Elle se force à se rassurer – toujours les mêmes arguments, dont elle se demande jusqu’à quand ils vont demeurer valides : de par sa relation avec la famille du duc Arthus, et entouré malgré tout de vassaux et d’alliés loyaux, Angresay ne risque rien. Mais, avec les Vigiliens, il ne faut jamais baisser sa garde. Elle est seulement la fiancée de Cédric, non son épouse, même s’il lui a confié le domaine par écrit et devant des témoins impeccables – l’abbé, Leguével, le délégué de Gwyon. Si le plan de De Tourcy est de démontrer qu’elle est trop faible pour veiller à la sécurité de leurs terres…

« Je vous sais fort gré de votre offre, messire, mais je viens justement d’expédier un message à mon oncle de Llétréwyn ainsi qu’au comte Gwyon, notre cousin. » Un petit rappel ne peut faire de mal, n’est-ce pas ? « Ils nous envoient présentement des renforts dont nous saurons user à bon escient si jamais les bandits de la Forêt Maudite se hasardent hors de leur repaire. »

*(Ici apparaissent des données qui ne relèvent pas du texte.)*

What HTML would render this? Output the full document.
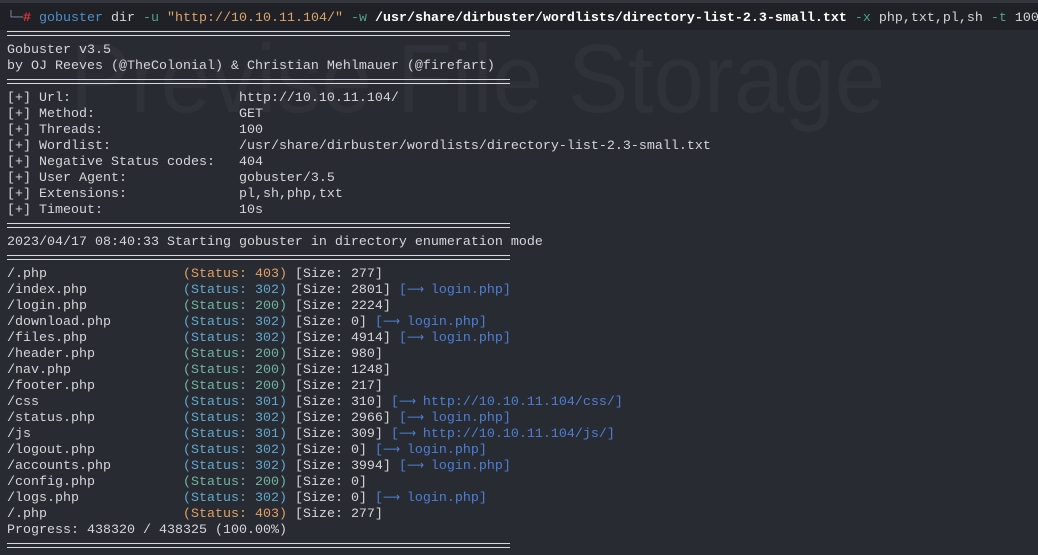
<!DOCTYPE html>
<html><head><meta charset="utf-8"><style>
html,body{margin:0;padding:0;width:1038px;height:552px;overflow:hidden;background:#292b32;}
#band{position:absolute;left:0;top:0;width:1038px;height:30px;background:#1f2126;}
#tb{position:absolute;left:0;top:0;width:1038px;height:3px;background:#33363d;}
svg{position:absolute;left:0;top:0;}
pre{position:absolute;left:7px;top:11px;margin:0;font-family:"Liberation Mono","DejaVu Sans Mono",monospace;font-size:13.33px;line-height:16px;color:#d6d6d6;white-space:pre;}
.sep{display:inline-block;width:503px;height:3px;border-top:1px solid #d8d8d8;border-bottom:1px solid #d8d8d8;vertical-align:middle;}
.r{color:#e0343a;font-weight:bold}.g{color:#7a8fb0}.b{color:#4c8fc9}.y{color:#dca36a}.t{color:#4fa08c}.w{color:#fff;font-weight:bold}
.s2{color:#6fb5a3}.s3{color:#5fa9cf}.s4{color:#e3a062}.l{color:#4b7fd6}
.a{display:inline-block;width:16px;height:10px;line-height:10px;overflow:visible;text-align:center;font-family:"DejaVu Sans",sans-serif;font-size:12px;vertical-align:baseline;}
</style></head><body>
<div id="band"></div><div id="tb"></div>
<svg width="1038" height="552"><text x="70" y="112" font-family="Liberation Sans,sans-serif" font-size="97" fill="#303239" textLength="815" lengthAdjust="spacingAndGlyphs">Previse File Storage</text></svg>
<pre><span class="g">└─</span><span class="r">#</span> <span class="b">gobuster</span> dir <span class="t">-u</span> <span class="y">"http://10.10.11.104/"</span> <span class="t">-w</span> <span class="w">/usr/share/dirbuster/wordlists/directory-list-2.3-small.txt</span> <span class="t">-x</span> php,txt,pl,sh <span class="t">-t</span> 100
<span class="sep"></span>
Gobuster v3.5
by OJ Reeves (@TheColonial) &amp; Christian Mehlmauer (@firefart)
<span class="sep"></span>
[+] Url:                     http://10.10.11.104/
[+] Method:                  GET
[+] Threads:                 100
[+] Wordlist:                /usr/share/dirbuster/wordlists/directory-list-2.3-small.txt
[+] Negative Status codes:   404
[+] User Agent:              gobuster/3.5
[+] Extensions:              pl,sh,php,txt
[+] Timeout:                 10s
<span class="sep"></span>
2023/04/17 08:40:33 Starting gobuster in directory enumeration mode
<span class="sep"></span>
/.php                 <span class="s4">(Status: 403)</span> [Size: 277]
/index.php            <span class="s3">(Status: 302)</span> [Size: 2801] <span class="l">[<span class="a">⟶</span> login.php]</span>
/login.php            <span class="s2">(Status: 200)</span> [Size: 2224]
/download.php         <span class="s3">(Status: 302)</span> [Size: 0] <span class="l">[<span class="a">⟶</span> login.php]</span>
/files.php            <span class="s3">(Status: 302)</span> [Size: 4914] <span class="l">[<span class="a">⟶</span> login.php]</span>
/header.php           <span class="s2">(Status: 200)</span> [Size: 980]
/nav.php              <span class="s2">(Status: 200)</span> [Size: 1248]
/footer.php           <span class="s2">(Status: 200)</span> [Size: 217]
/css                  <span class="s3">(Status: 301)</span> [Size: 310] <span class="l">[<span class="a">⟶</span> http://10.10.11.104/css/]</span>
/status.php           <span class="s3">(Status: 302)</span> [Size: 2966] <span class="l">[<span class="a">⟶</span> login.php]</span>
/js                   <span class="s3">(Status: 301)</span> [Size: 309] <span class="l">[<span class="a">⟶</span> http://10.10.11.104/js/]</span>
/logout.php           <span class="s3">(Status: 302)</span> [Size: 0] <span class="l">[<span class="a">⟶</span> login.php]</span>
/accounts.php         <span class="s3">(Status: 302)</span> [Size: 3994] <span class="l">[<span class="a">⟶</span> login.php]</span>
/config.php           <span class="s2">(Status: 200)</span> [Size: 0]
/logs.php             <span class="s3">(Status: 302)</span> [Size: 0] <span class="l">[<span class="a">⟶</span> login.php]</span>
/.php                 <span class="s4">(Status: 403)</span> [Size: 277]
Progress: 438320 / 438325 (100.00%)
<span class="sep"></span></pre>
</body></html>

De Tourcy a mal dissimulé une petite grimace irritée. Il prend un air patelin. « Avez-vous pensé, ma dame, au péril qui menace l’âme de ces gens ? S’il y a la moindre vérité dans les bruits qui courent sur la Forêt Maudite, ne devons-nous pas les en rescaper ? »

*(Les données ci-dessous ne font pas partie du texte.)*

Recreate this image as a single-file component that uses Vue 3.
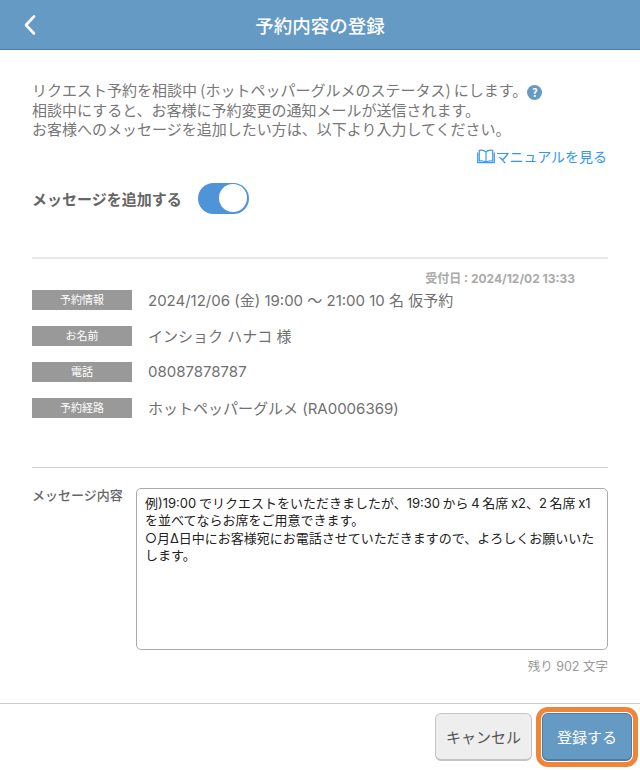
<script setup>
const rows = [
  { label: '予約情報', value: '2024/12/06 (金) 19:00 ～ 21:00 10 名 仮予約' },
  { label: 'お名前', value: 'インショク ハナコ 様' },
  { label: '電話', value: '08087878787' },
  { label: '予約経路', value: 'ホットペッパーグルメ (RA0006369)' },
]
const message = '例)19:00 でリクエストをいただきましたが、19:30 から 4 名席 x2、2 名席 x1 を並べてならお席をご用意できます。\n○月Δ日中にお客様宛にお電話させていただきますので、よろしくお願いいたします。'
</script>

<template>
  <div class="page">
    <header class="head">
      <svg class="back" width="14" height="22" viewBox="0 0 14 22"><path d="M11 2.5 L3 11 L11 19.5" fill="none" stroke="#fff" stroke-width="2.6" stroke-linecap="round" stroke-linejoin="round"/></svg>
      <h1>予約内容の登録</h1>
    </header>
    <main class="body">
      <p class="intro">リクエスト予約を相談中 (ホットペッパーグルメのステータス) にします。<span class="help">?</span><br>相談中にすると、お客様に予約変更の通知メールが送信されます。<br>お客様へのメッセージを追加したい方は、以下より入力してください。</p>
      <a class="manual">
        <svg width="18" height="15" viewBox="0 0 18 15"><path d="M9 3 C7.5 1.4 4.5 1 2.3 1.4 V12 C4.5 11.6 7.5 12 9 13.2 C10.500 12 13.500 11.6 15.700 12 V1.400 C13.500 1 10.500 1.400 9 3 Z M9 3 V13.200 M0.700 3.500 V13.700 H17.300 V3.500" fill="none" stroke="#3b9bf0" stroke-width="1.2"/></svg>マニュアルを見る
      </a>
      <div class="toggle-row">
        <span class="toggle-label">メッセージを追加する</span>
        <span class="toggle"><span class="knob"></span></span>
      </div>
      <section class="info">
        <div class="received">受付日 : 2024/12/02 13:33</div>
        <div v-for="r in rows" :key="r.label" class="row">
          <span class="tag">{{ r.label }}</span>
          <span class="val">{{ r.value }}</span>
        </div>
      </section>
      <section class="msg">
        <div class="msg-label">メッセージ内容</div>
        <div class="msg-main">
          <div class="area">{{ message }}</div>
          <div class="remain">残り 902 文字</div>
        </div>
      </section>
    </main>
    <footer class="foot">
      <button class="btn cancel">キャンセル</button>
      <button class="btn submit">登録する</button>
    </footer>
  </div>
</template>

<style scoped>
.page { width: 640px; height: 770px; display: flex; flex-direction: column; overflow: hidden; background: #fff; font-family: Inter, "Noto Sans CJK JP", sans-serif; color: #666; }
.head { position: relative; height: 49px; flex: none; background: #659ac5; border-bottom: 1px solid #4f7d9f; display: flex; align-items: center; justify-content: center; }
.back { position: absolute; left: 23px; top: 14px; }
.head h1 { margin: 0; color: #fff; font-size: 18.5px; font-weight: 500; }
.body { flex: 1; padding: 30px 32px 0; display: flex; flex-direction: column; min-height: 0; }
.intro { margin: 0; font-family: "Noto Sans CJK JP", sans-serif; font-size: 15px; line-height: 19.5px; color: #777; white-space: nowrap; }
.help { display: inline-block; width: 15px; height: 15px; margin: -3px 0; border-radius: 50%; background: #659ac5; color: #fff; font-size: 11px; font-weight: 700; line-height: 15px; text-align: center; vertical-align: -1px; }
.manual { display: flex; align-items: center; justify-content: flex-end; margin-top: 8px; font-size: 14px; line-height: 20px; color: #2f96f3; padding-right: 1px; }
.toggle-row { display: flex; align-items: center; margin-top: 16px; gap: 16px; }
.toggle-label { font-size: 15px; font-weight: 700; color: #666; }
.toggle { width: 51px; height: 31px; border-radius: 16px; background: #4f94d8; display: flex; justify-content: flex-end; align-items: center; padding-right: 1.5px; box-sizing: border-box; }
.knob { width: 28px; height: 28px; border-radius: 50%; background: #fff; }
.info { margin-top: 43px; border-top: 2px solid #e6e6e6; border-bottom: 1px solid #cfcfcf; height: 211px; box-sizing: border-box; padding-top: 13px; }
.received { text-align: right; padding-right: 33px; font-size: 12px; font-weight: 700; color: #aaa; line-height: 14px; margin-bottom: 4px; }
.row { display: flex; align-items: center; height: 20px; margin-bottom: 16px; gap: 16px; }
.tag { width: 100px; height: 20px; background: #999; color: #fff; font-size: 11px; line-height: 20px; text-align: center; flex: none; }
.val { font-size: 15px; color: #707070; padding-bottom: 1px; }
.msg { display: flex; margin-top: 20px; gap: 13px; }
.msg-label { width: 91px; flex: none; font-size: 13px; font-weight: 500; color: #666; white-space: nowrap; margin-top: -3px; }
.msg-main { flex: 1; }
.area { height: 162px; box-sizing: border-box; border: 1px solid #aaa; border-radius: 5px; padding: 6px 6px 6px 8px; font-size: 13px; line-height: 17.5px; color: #222; white-space: pre-wrap; word-spacing: -1px; }
.remain { text-align: right; font-size: 12.5px; color: #999; margin-top: 6px; }
.foot { flex: none; height: 67px; border-top: 1px solid #ccc; box-sizing: border-box; display: flex; justify-content: flex-end; align-items: flex-start; gap: 10px; padding: 9px 8px 0 0; }
.btn { height: 48px; border-radius: 6px; font-size: 15px; font-family: inherit; box-sizing: border-box; }
.cancel { width: 97px; background: #eee; border: 1px solid #c4c4c4; border-bottom-width: 2px; color: #555; padding: 0; }
.submit { width: 90px; background: #659ac5; border: 1px solid #4f7d9f; border-bottom-width: 2px; color: #fff; outline: 5px solid #f0853a; outline-offset: 1px; }
</style>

Elle le dévisage, en essayant de masquer son incrédulité scandalisée. Va-t-il vraiment jouer cette carte, après avoir parlé de superstitions paysannes ? « Je suis sûre que notre bon abbé Briard prie pour eux chaque jour. J’ajouterai mes prières aux siennes. Les vôtres et celles de vos frères seront certainement les bienvenues aussi. Mais je ne hasarderai pas l’âme de mes hommes, tant que les gens de Le Floch’ ne sortiront pas de la forêt, et je ne veux pas que vous y hasardiez les vôtres. »

Le refus est net, cette fois. Elle se redresse de toute sa taille – elle est plus grande que lui ! L’imbécile devrait avoir compris que sa patience est à bout – et il a entendu Leguével se racler la gorge près d’elle. Il ne va pas pousser l’insolence jusqu’à tenter de persuader le sénéchal ? Non, il s’incline légèrement : « Certes, ma dame. Ce souci vous honore. Sachez seulement que nous sommes à votre disposition si le besoin s’en fait sentir.

— Merci de cette assurance, messire. »

Une petite inclinaison de tête et elle tourne les talons la première, secrètement satisfaite qu’on ne lui ait pas demandé, comme on l’aurait pu, l’hospitalité pour la nuit. Elle aurait été obligée de l’accorder. Cela lui aurait gâté son plaisir.